The government wants to allow selling chametz on Pesach, I don't think they would vote for that. The government wants to build settlements, doesn't bother them. The government wants to remove settlements, also doesn't bother them. The government wants to change the national speed limit, same thing. As long as they feel that it is a political/diplomatic issue, then they are very happy supporting the government and furthering their cause.

Jameel @ The Muqata said...

Rock:

1. The settlement issue did bother them.

2. Chametz on pessach doesn't really bother them.

3. ELAL flying on shabbat...doesnt really bother them.

I guess that issues which used to bother them enough to make a big deal out of have lost their importance in light of the ultimate goal - getting as much money as they can out of the system. Plus, they aren't as important politically to the government as they used to be for coaltion forming.

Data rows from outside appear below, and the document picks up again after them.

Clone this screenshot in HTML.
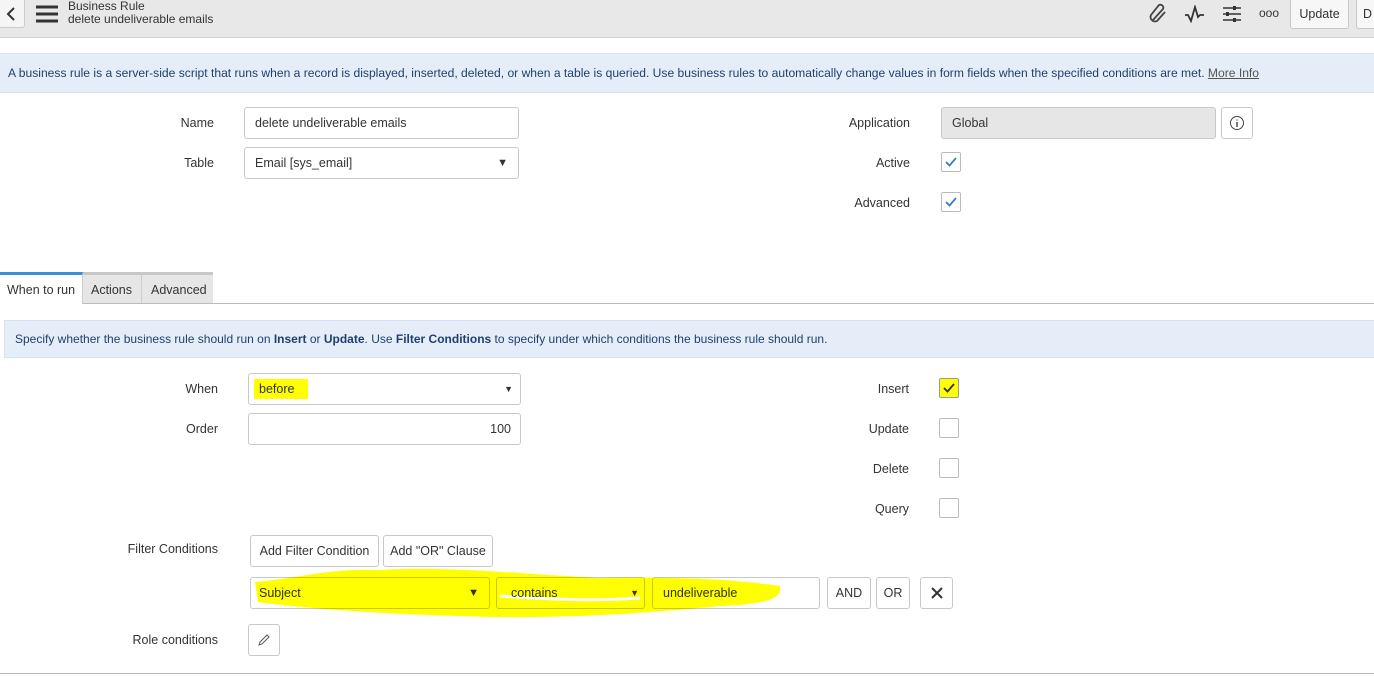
<!DOCTYPE html>
<html><head><meta charset="utf-8"><style>
*{box-sizing:border-box;margin:0;padding:0}
body{width:1374px;height:676px;position:relative;background:#fff;font-family:"Liberation Sans",sans-serif;font-size:12.5px;color:#333;overflow:hidden}
.a{position:absolute}
.lbl{position:absolute;text-align:right;white-space:nowrap;color:#333}
.box{position:absolute;border:1px solid #c8c8c8;border-radius:3px;background:#fff;padding-left:10px;display:flex;align-items:center;white-space:nowrap}
.btn{position:absolute;border:1px solid #c8c8c8;border-radius:3px;background:#fff;display:flex;align-items:center;justify-content:center;white-space:nowrap;color:#333}
.cb{position:absolute;width:20px;height:20px;border:1px solid #bbb;border-radius:2px;background:#fff}
.banner{position:absolute;background:#e5eef8;border-top:1px solid #d6e2ef;border-bottom:1px solid #d6e2ef;color:#1f3f6e;white-space:nowrap;display:flex;align-items:center}
</style></head><body>
<div class="a" style="left:0;top:0;width:1374px;height:38px;background:#e8e8e8;border-bottom:1px solid #cfcfcf"></div>
<div class="a" style="left:-2px;top:-2px;width:27px;height:30px;background:#f5f5f5;border:1px solid #ccc;border-radius:3px"></div>
<svg class="a" style="left:5px;top:6px" width="12" height="16"><path d="M9 2L3 8L9 14" stroke="#333" stroke-width="2" fill="none"/></svg>
<svg class="a" style="left:36px;top:5px" width="22" height="18"><path d="M0 2H22M0 9H22M0 16H22" stroke="#333" stroke-width="3"/></svg>
<div class="a" style="left:68px;top:0px;font-size:12px;color:#333;line-height:13px">Business Rule<br>delete undeliverable emails</div>
<svg class="a" style="left:1148px;top:3px" width="22" height="22"><path d="M5 17L15 6a3 3 0 0 0-4-4L3 12a4.5 4.5 0 0 0 6 6L17 9" stroke="#444" stroke-width="1.8" fill="none"/></svg>
<svg class="a" style="left:1184px;top:5px" width="22" height="18"><path d="M1 10L4 10L7 16L11 2L14 12L16 10L20 10" stroke="#333" stroke-width="1.8" fill="none"/></svg>
<svg class="a" style="left:1222px;top:4px" width="20" height="20"><path d="M1 4H19M1 10H19M1 16H19" stroke="#333" stroke-width="1.6"/><rect x="11" y="2" width="3" height="4" fill="#333"/><rect x="4" y="8" width="3" height="4" fill="#333"/><rect x="11" y="14" width="3" height="4" fill="#333"/></svg>
<div class="a" style="left:1259px;top:6px;font-size:12px;color:#333">ooo</div>
<div class="btn" style="left:1290px;top:-2px;width:59px;height:31px;background:#f7f7f7">Update</div>
<div class="btn" style="left:1356px;top:-2px;width:30px;height:31px;background:#f7f7f7;justify-content:flex-start;padding-left:6px">D</div>

<div class="banner" style="left:0;top:53px;width:1374px;height:40px;padding-left:8px;font-size:12.1px">A business rule is a server-side script that runs when a record is displayed, inserted, deleted, or when a table is queried. Use business rules to automatically change values in form fields when the specified conditions are met.&nbsp;<span style="color:#555;text-decoration:underline">More Info</span></div>

<div class="lbl" style="right:1160px;top:116px">Name</div>
<div class="box" style="left:244px;top:107px;width:275px;height:32px">delete undeliverable emails</div>
<div class="lbl" style="right:1160px;top:156px">Table</div>
<div class="box" style="left:244px;top:147px;width:275px;height:32px">Email [sys_email]<span style="position:absolute;right:10px;font-size:11px">▼</span></div>

<div class="lbl" style="right:464px;top:116px">Application</div>
<div class="box" style="left:941px;top:107px;width:275px;height:32px;background:#e6e6e6">Global</div>
<div class="btn" style="left:1221px;top:107px;width:32px;height:32px"><svg width="16" height="16"><circle cx="8" cy="8" r="6.5" stroke="#444" fill="none"/><path d="M8 7V12M8 4.5V5.5" stroke="#444" stroke-width="1.4"/></svg></div>
<div class="lbl" style="right:464px;top:156px">Active</div>
<div class="cb" style="left:941px;top:152px"><svg width="18" height="18"><path d="M4 9L7.5 12.5L14 5" stroke="#3a7fd5" stroke-width="1.8" fill="none"/></svg></div>
<div class="lbl" style="right:464px;top:196px">Advanced</div>
<div class="cb" style="left:941px;top:192px"><svg width="18" height="18"><path d="M4 9L7.5 12.5L14 5" stroke="#3a7fd5" stroke-width="1.8" fill="none"/></svg></div>

<div class="a" style="left:0;top:303px;width:1374px;height:1px;background:#bbb"></div>
<div class="a" style="left:0;top:272px;width:83px;height:32px;background:#fff;border-top:3px solid #3b8fd9;border-right:1px solid #ccc;padding:8px 0 0 7px">When to run</div>
<div class="a" style="left:83px;top:272px;width:59px;height:31px;background:#e6e6e6;border-top:3px solid #c8c8c8;border-right:1px solid #ccc;padding:8px 0 0 8px">Actions</div>
<div class="a" style="left:142px;top:272px;width:71px;height:31px;background:#e6e6e6;border-top:3px solid #c8c8c8;padding:8px 0 0 9px">Advanced</div>

<div class="banner" style="left:4px;top:320px;width:1370px;height:38px;padding-left:10px;border-left:1px solid #d6e2ef;font-size:12px">Specify whether the business rule should run on&nbsp;<b style="font-weight:600">Insert</b>&nbsp;or&nbsp;<b style="font-weight:600">Update</b>. Use&nbsp;<b style="font-weight:600">Filter Conditions</b>&nbsp;to specify under which conditions the business rule should run.</div>

<div class="lbl" style="right:1156px;top:382px">When</div>
<div class="box" style="left:248px;top:373px;width:273px;height:32px"><span style="background:#ffff00;padding:3px 14px 3px 5px;margin-left:-5px">before</span><span style="position:absolute;right:7px;font-size:9px">▼</span></div>
<div class="lbl" style="right:1156px;top:422px">Order</div>
<div class="box" style="left:248px;top:413px;width:273px;height:32px;justify-content:flex-end;padding-right:9px">100</div>

<div class="lbl" style="right:465px;top:382px">Insert</div>
<div class="cb" style="left:939px;top:378px;background:#ffff00;border-color:#999"><svg width="18" height="18"><path d="M4 9L7.5 12.5L14 5" stroke="#333" stroke-width="1.8" fill="none"/></svg></div>
<div class="lbl" style="right:465px;top:422px">Update</div>
<div class="cb" style="left:939px;top:418px"></div>
<div class="lbl" style="right:465px;top:462px">Delete</div>
<div class="cb" style="left:939px;top:458px"></div>
<div class="lbl" style="right:465px;top:502px">Query</div>
<div class="cb" style="left:939px;top:498px"></div>

<div class="lbl" style="right:1156px;top:542px">Filter Conditions</div>
<div class="btn" style="left:250px;top:535px;width:129px;height:32px">Add Filter Condition</div>
<div class="btn" style="left:383px;top:535px;width:110px;height:32px">Add "OR" Clause</div>

<div class="box" style="left:250px;top:577px;width:240px;height:32px;padding-left:8px">Subject<span style="position:absolute;right:10px;font-size:11px">▼</span></div>
<div class="box" style="left:496px;top:577px;width:149px;height:32px;padding-left:14px">contains<span style="position:absolute;right:5px;font-size:9px">▼</span></div>
<div class="box" style="left:652px;top:577px;width:168px;height:32px">undeliverable</div>
<div class="btn" style="left:827px;top:577px;width:44px;height:32px">AND</div>
<div class="btn" style="left:876px;top:577px;width:34px;height:32px">OR</div>
<div class="btn" style="left:920px;top:577px;width:33px;height:32px"><svg width="14" height="14"><path d="M2 2L12 12M12 2L2 12" stroke="#333" stroke-width="2"/></svg></div>
<svg class="a" style="left:0;top:0;mix-blend-mode:multiply" width="1374" height="676"><path d="M255 582C300 578 330 568 380 570C450 566 520 574 600 578C680 576 740 580 780 586C782 598 770 604 720 606C660 612 560 620 460 616C380 614 300 608 258 602Z" fill="#ffff00"/><path d="M500 596C560 600 600 601 640 598" stroke="#fff" stroke-width="3" fill="none"/></svg>

<div class="lbl" style="right:1156px;top:633px">Role conditions</div>
<div class="btn" style="left:248px;top:624px;width:32px;height:32px"><svg width="14" height="14"><path d="M2 12L3 9L10 2L12 4L5 11Z" stroke="#555" fill="none"/></svg></div>
<div class="a" style="left:0;top:673px;width:1374px;height:1px;background:#bbb"></div>
</body></html>
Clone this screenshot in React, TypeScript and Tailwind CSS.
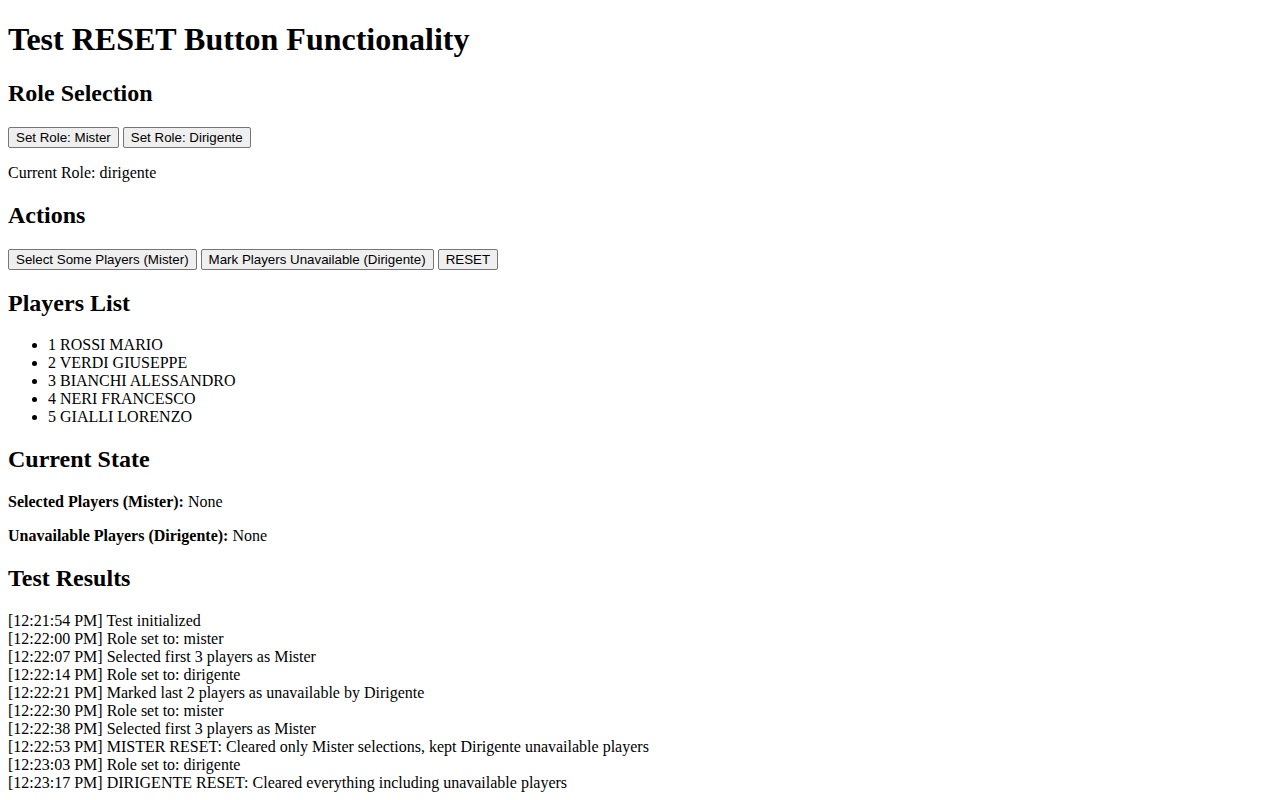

Its unfortunate that they've gone back to living in a Europe-style of dealing with the "goyim".

rockofgalilee said...

Now I have a topic for today's post.

-y- said...

The reason shas's platform is what it is includes that the Torah your voting for in Degel Hatorah doesn't have a place for people whose names don't sound properly white... I have an issue with that sort of torah. More than that I have an issue with any sort of torah is for... so who cares about... the answer to the first blank should be jews, the answer to the second shouldn't be. I admit I'm still waiting for this party platform.

rockofgalilee said...

while shas actually does have a platform and they are political, there is one reason why I won't vote for them.
They are a racist party. And apparantly not my race.
Personally, I don't see race as an issue in Judaism. I, probably because I came from midwest America where all Jews were Jews, see sefardim and ashkenazim in the same light.
However, I accept the reality that in Israel there is a big divide. If you vote for the sefardic party it will be like the Christian Arabs who rode out to fight the infidels with the crusaders and got slaughtered, because they looked like the infidel.

-y- said...

I'm not arguing that you should vote for shas, I do wonder why shas is defined as more racist than DhT, unless your saying that DhT's racism is ok because it is your race...

rockofgalilee said...

one difference between ashkenazic racism and sefardi racism is that the ashkenazim don't make it an issue. The DHT platform is not "Ashkenaz Forever," though they may behave that way.
Also, if you have a choice of 2 racist groups, I say join the group that is colored most like you because if you join the other grouop and they win, you will either be considered the "token race guy" or be thrown away all together once your purpose is fulfilled.